そんな家族のようなつながりを少しでも再現できるよう、撮影所のスタッフ役には松竹芸能の芸人さんや、松竹エンタテインメントのタレントさんなど、弊社グループ会社に所属される方々を多く起用させて頂きました。

◆『キネマの神様』を楽しみにしている皆さんへ一言
【房】
主演の志村けんさんをコロナで失い、緊急事態宣言により撮影中断、公開延期。
今年に入ってからも二度目の公開延期と、キネマの神様の存在を疑う時期もありましたが、奇跡的に完成し、8月6日に公開を迎えます。
監督は、「スタッフやキャストの愛情がスクリーンに映り込む」という話をよくしますが、この映画は、これまで応援していただいたり、心配してくださった皆様の気持ちも映り込んでいるような気がします。
劇場でご覧ください。

【阿部】
本作はいくつもの壁にぶつかり、何度も苦境に立たせられましたが、それでもいくつかの奇跡に巡り合うことができて、私たちは映画を完成させることが叶いました。
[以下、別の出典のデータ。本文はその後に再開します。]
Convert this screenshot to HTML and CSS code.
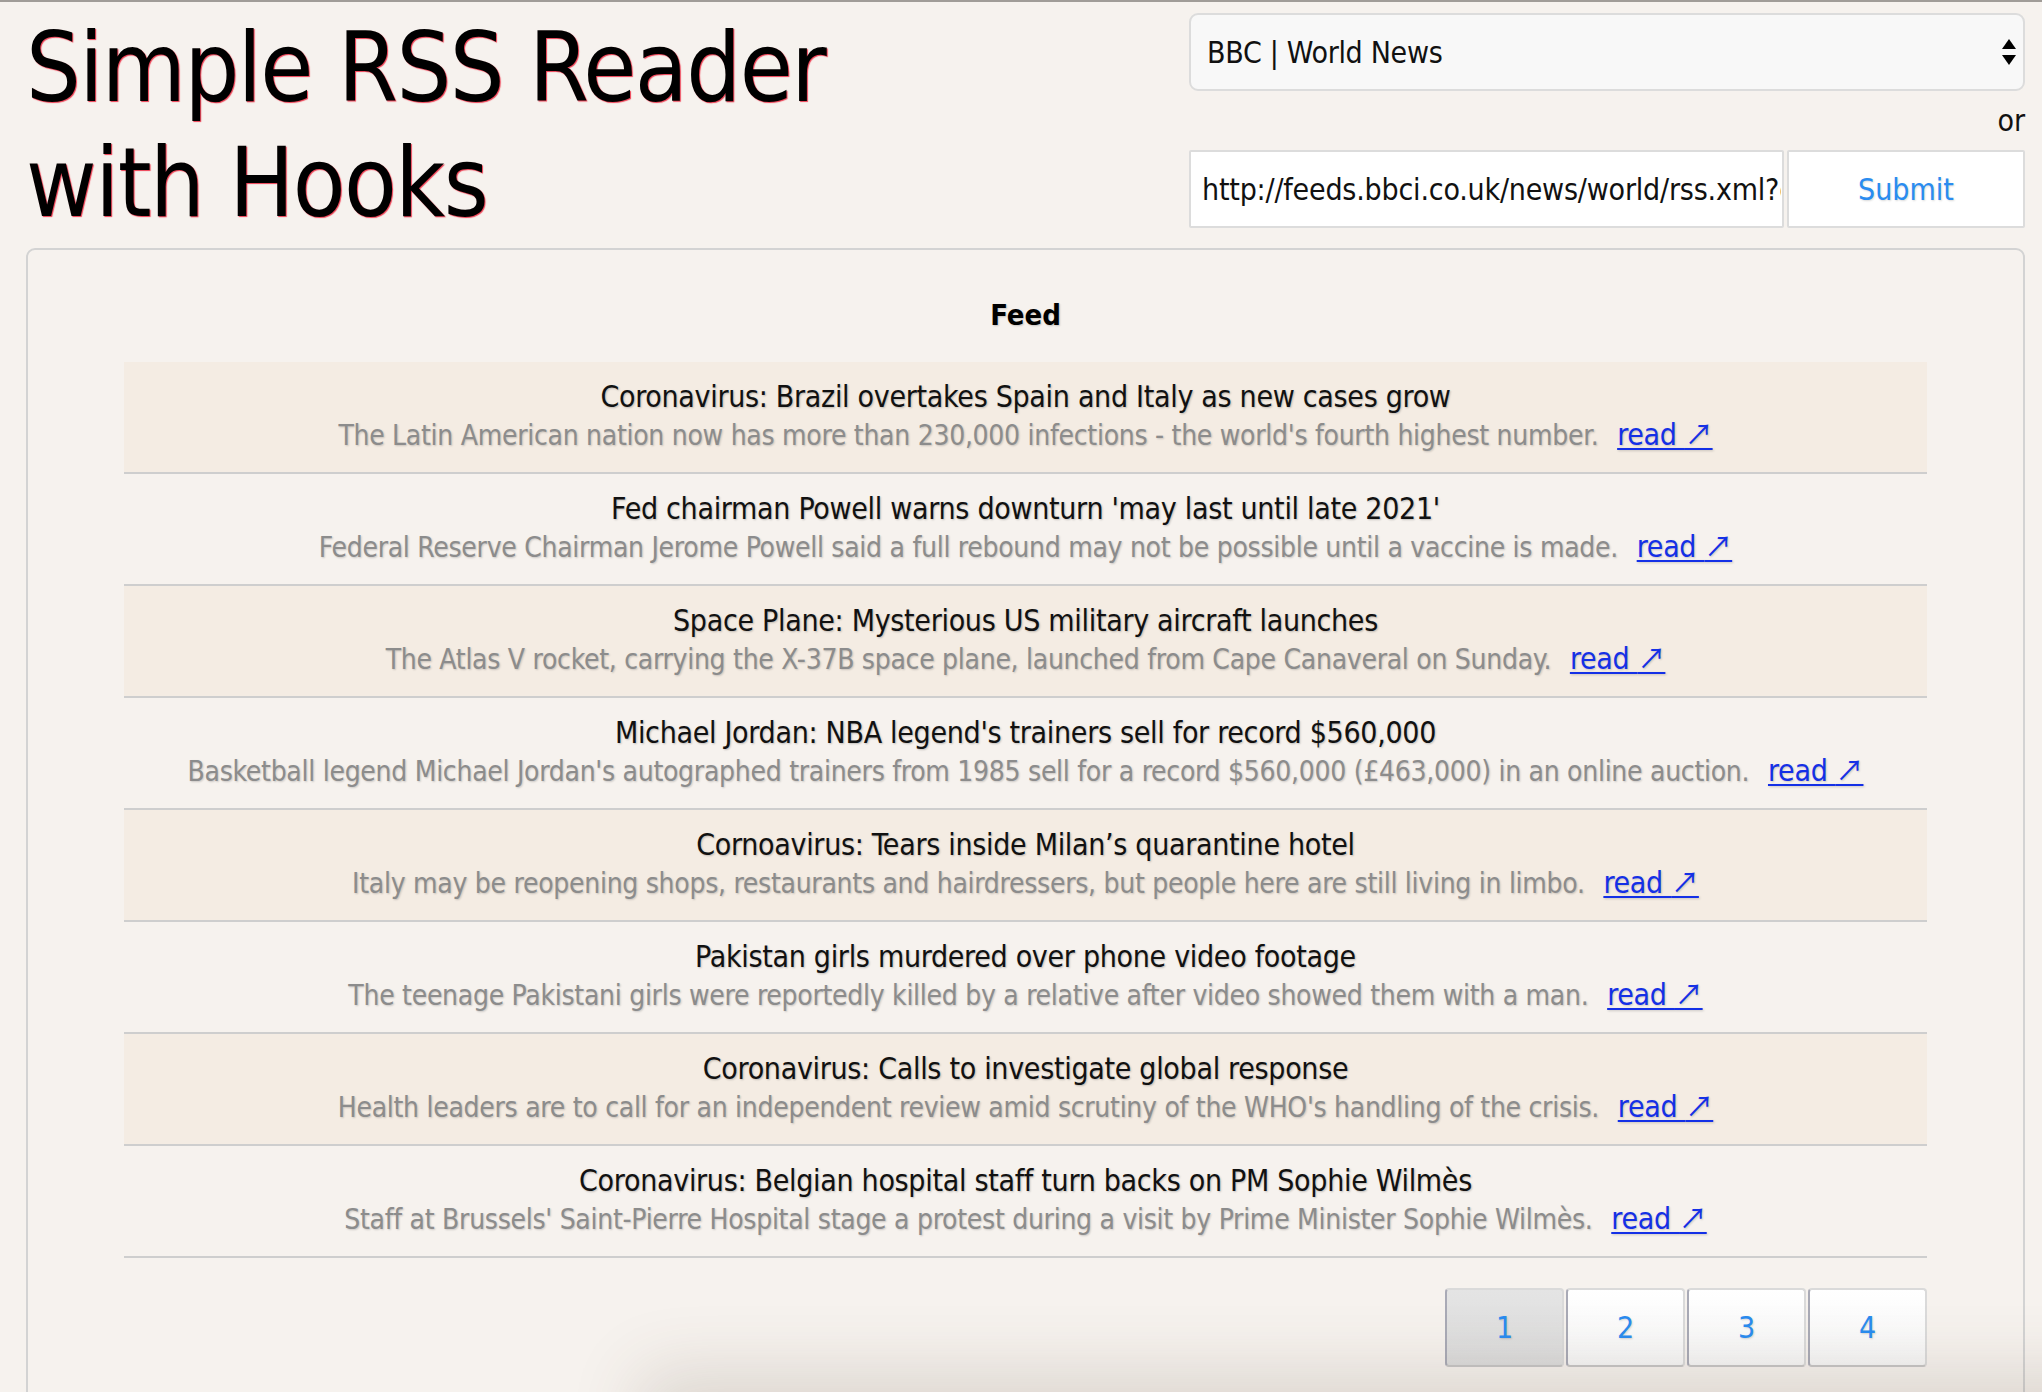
FILE: index.html
```html
<!DOCTYPE html>
<html lang="en">
<head>
<meta charset="utf-8">
<title>Simple RSS Reader with Hooks</title>
<link rel="stylesheet" href="styles.css">
</head>
<body>
<div class="page">
  <header class="header">
    <h1 class="title">Simple RSS Reader<br>with Hooks</h1>
    <form class="feed-form">
      <div class="select-wrap">
        <select class="feed-select">
          <option>BBC | World News</option>
        </select>
        <svg class="select-arrows" width="14" height="27" viewBox="0 0 14 27" aria-hidden="true">
          <path d="M7 0 L14 10 L0 10 Z" fill="#000"/>
          <path d="M0 16 L14 16 L7 26 Z" fill="#000"/>
        </svg>
      </div>
      <div class="or">or</div>
      <div class="url-row">
        <input class="url-input" type="text" value="http://feeds.bbci.co.uk/news/world/rss.xml?edition=uk">
        <button class="submit" type="button">Submit</button>
      </div>
    </form>
  </header>

  <main class="panel">
    <h2 class="feed-heading">Feed</h2>
    <ul class="items">
      <li class="item">
        <div class="item-title">Coronavirus: Brazil overtakes Spain and Italy as new cases grow</div>
        <div class="item-desc">The Latin American nation now has more than 230,000 infections - the world's fourth highest number. <a class="read" href="#">read <span class="arrow">↗</span></a></div>
      </li>
      <li class="item">
        <div class="item-title">Fed chairman Powell warns downturn 'may last until late 2021'</div>
        <div class="item-desc">Federal Reserve Chairman Jerome Powell said a full rebound may not be possible until a vaccine is made. <a class="read" href="#">read <span class="arrow">↗</span></a></div>
      </li>
      <li class="item">
        <div class="item-title">Space Plane: Mysterious US military aircraft launches</div>
        <div class="item-desc">The Atlas V rocket, carrying the X-37B space plane, launched from Cape Canaveral on Sunday. <a class="read" href="#">read <span class="arrow">↗</span></a></div>
      </li>
      <li class="item">
        <div class="item-title">Michael Jordan: NBA legend's trainers sell for record $560,000</div>
        <div class="item-desc">Basketball legend Michael Jordan's autographed trainers from 1985 sell for a record $560,000 (£463,000) in an online auction. <a class="read" href="#">read <span class="arrow">↗</span></a></div>
      </li>
      <li class="item">
        <div class="item-title">Cornoavirus: Tears inside Milan’s quarantine hotel</div>
        <div class="item-desc">Italy may be reopening shops, restaurants and hairdressers, but people here are still living in limbo. <a class="read" href="#">read <span class="arrow">↗</span></a></div>
      </li>
      <li class="item">
        <div class="item-title">Pakistan girls murdered over phone video footage</div>
        <div class="item-desc">The teenage Pakistani girls were reportedly killed by a relative after video showed them with a man. <a class="read" href="#">read <span class="arrow">↗</span></a></div>
      </li>
      <li class="item">
        <div class="item-title">Coronavirus: Calls to investigate global response</div>
        <div class="item-desc">Health leaders are to call for an independent review amid scrutiny of the WHO's handling of the crisis. <a class="read" href="#">read <span class="arrow">↗</span></a></div>
      </li>
      <li class="item">
        <div class="item-title">Coronavirus: Belgian hospital staff turn backs on PM Sophie Wilmès</div>
        <div class="item-desc">Staff at Brussels' Saint-Pierre Hospital stage a protest during a visit by Prime Minister Sophie Wilmès. <a class="read" href="#">read <span class="arrow">↗</span></a></div>
      </li>
    </ul>
    <nav class="pager">
      <button class="page-btn active" type="button">1</button>
      <button class="page-btn" type="button">2</button>
      <button class="page-btn" type="button">3</button>
      <button class="page-btn" type="button">4</button>
    </nav>
  </main>
</div>
<div class="bottom-shade"></div>
</body>
</html>
```

FILE: styles.css
```css
html, body {
  margin: 0;
  padding: 0;
}

body {
  background: #f6f2ee;
  border-top: 2px solid #a09c98;
  font-family: "DejaVu Sans Condensed", "DejaVu Sans", sans-serif;
  font-stretch: condensed;
  color: #111;
  overflow: hidden;
}

.page {
  padding: 0 17px 0 26px;
}

.header {
  display: flex;
  justify-content: space-between;
  align-items: flex-start;
  padding-top: 9px;
}

.title {
  margin: 0;
  font-size: 96px;
  font-weight: normal;
  line-height: 115px;
  letter-spacing: -1.5px;
  color: #000;
  text-shadow: 1px 1px 1px rgba(235, 0, 30, 0.75);
}

.feed-form {
  width: 836px;
  padding-top: 2px;
  display: flex;
  flex-direction: column;
}

.select-wrap {
  position: relative;
}

.feed-select {
  appearance: none;
  -webkit-appearance: none;
  width: 100%;
  height: 78px;
  box-sizing: border-box;
  margin: 0;
  padding: 0 16px;
  background: #f8f8f8;
  border: 2px solid #dcdcdc;
  border-radius: 9px;
  font-family: inherit;
  font-stretch: condensed;
  font-size: 30px;
  letter-spacing: -0.3px;
  color: #111;
}

.select-arrows {
  position: absolute;
  right: 9px;
  top: 26px;
}

.or {
  text-align: right;
  font-size: 30px;
  line-height: 59px;
  color: #111;
}

.url-row {
  display: flex;
  gap: 3px;
  height: 78px;
}

.url-input {
  width: 595px;
  box-sizing: border-box;
  margin: 0;
  padding: 0 1px 0 11px;
  background: #fff;
  border: 2px solid #dcdcdc;
  border-radius: 2px;
  font-family: inherit;
  font-stretch: condensed;
  font-size: 30px;
  letter-spacing: -0.2px;
  color: #111;
  outline: none;
}

.submit {
  flex: 1;
  margin: 0;
  background: #fff;
  border: 2px solid #dcdcdc;
  border-radius: 2px;
  font-family: inherit;
  font-stretch: condensed;
  font-size: 30px;
  color: #2a8cf0;
  text-shadow: 1px 1px 2px rgba(0, 0, 0, 0.15);
}

.panel {
  margin-top: 7px;
  border: 2px solid #d3d3d3;
  border-radius: 9px;
  padding: 46px 96px 0;
  min-height: 1200px;
}

.feed-heading {
  margin: 0 0 28px;
  text-align: center;
  font-size: 29px;
  font-weight: bold;
  line-height: 38px;
  color: #000;
  text-shadow: 1px 1px 2px rgba(0, 0, 0, 0.2);
}

.items {
  list-style: none;
  margin: 0;
  padding: 0;
}

.item {
  height: 112px;
  box-sizing: border-box;
  padding: 15px 0 0;
  border-bottom: 2px solid #cecece;
  text-align: center;
  font-size: 30px;
  line-height: 39px;
  letter-spacing: -0.3px;
}

.item:nth-child(odd) {
  background: #f4ece3;
}

.item-title {
  height: 39px;
  color: #111;
  text-shadow: 1px 1px 2px rgba(0, 0, 0, 0.22);
}

.item-desc {
  height: 39px;
  font-size: 28px;
  letter-spacing: -0.28px;
  color: #8c8c8c;
  text-shadow: 1px 1px 2px rgba(0, 0, 0, 0.18);
}

.read {
  margin-left: 11px;
  font-size: 30px;
  line-height: 0;
  letter-spacing: -0.3px;
  color: #1430e6;
  text-decoration-thickness: 2px;
  text-underline-offset: 3px;
}

.arrow {
  font-family: "Noto Sans CJK JP", "DejaVu Sans", sans-serif;
  font-stretch: normal;
  font-size: 28px;
  line-height: 0;
}

.pager {
  display: flex;
  justify-content: flex-end;
  gap: 2px;
  margin-top: 30px;
}

.page-btn {
  width: 119px;
  height: 79px;
  margin: 0;
  background: linear-gradient(#ffffff, #f6f6f6);
  border: 2px solid #dadada;
  border-left-color: #a9aab6;
  border-bottom-color: #c6c6c6;
  border-radius: 4px;
  font-family: inherit;
  font-stretch: condensed;
  font-size: 30px;
  color: #2a8cf0;
  text-shadow: 1px 1px 2px rgba(0, 0, 0, 0.15);
}

.page-btn.active {
  background: linear-gradient(#e4e4e4, #dcdcdc);
}

.bottom-shade {
  position: fixed;
  left: 660px;
  right: -80px;
  bottom: -90px;
  height: 90px;
  box-shadow: 0 0 70px 20px rgba(90, 70, 50, 0.16);
  pointer-events: none;
}
```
大きな不安を抱えながらも撮影することを諦めなかった山田監督をはじめとしたスタッフ、出演者たちの本作にかける想いというものをスクリーンから感じ取ってもらえれば、この上ない喜びです。
本作は新型コロナウイルスというものに最も苦しめられた映画作品のひとつだと思います。
皆さんも日々やりきれない思いを多く抱えてお過ごしと存じますが、この映画の封切りを映画館で我々と共に見届けていただくことで、何かひとつ乗り越え、前を向いて再び歩き出すきっかけとなれば幸いです。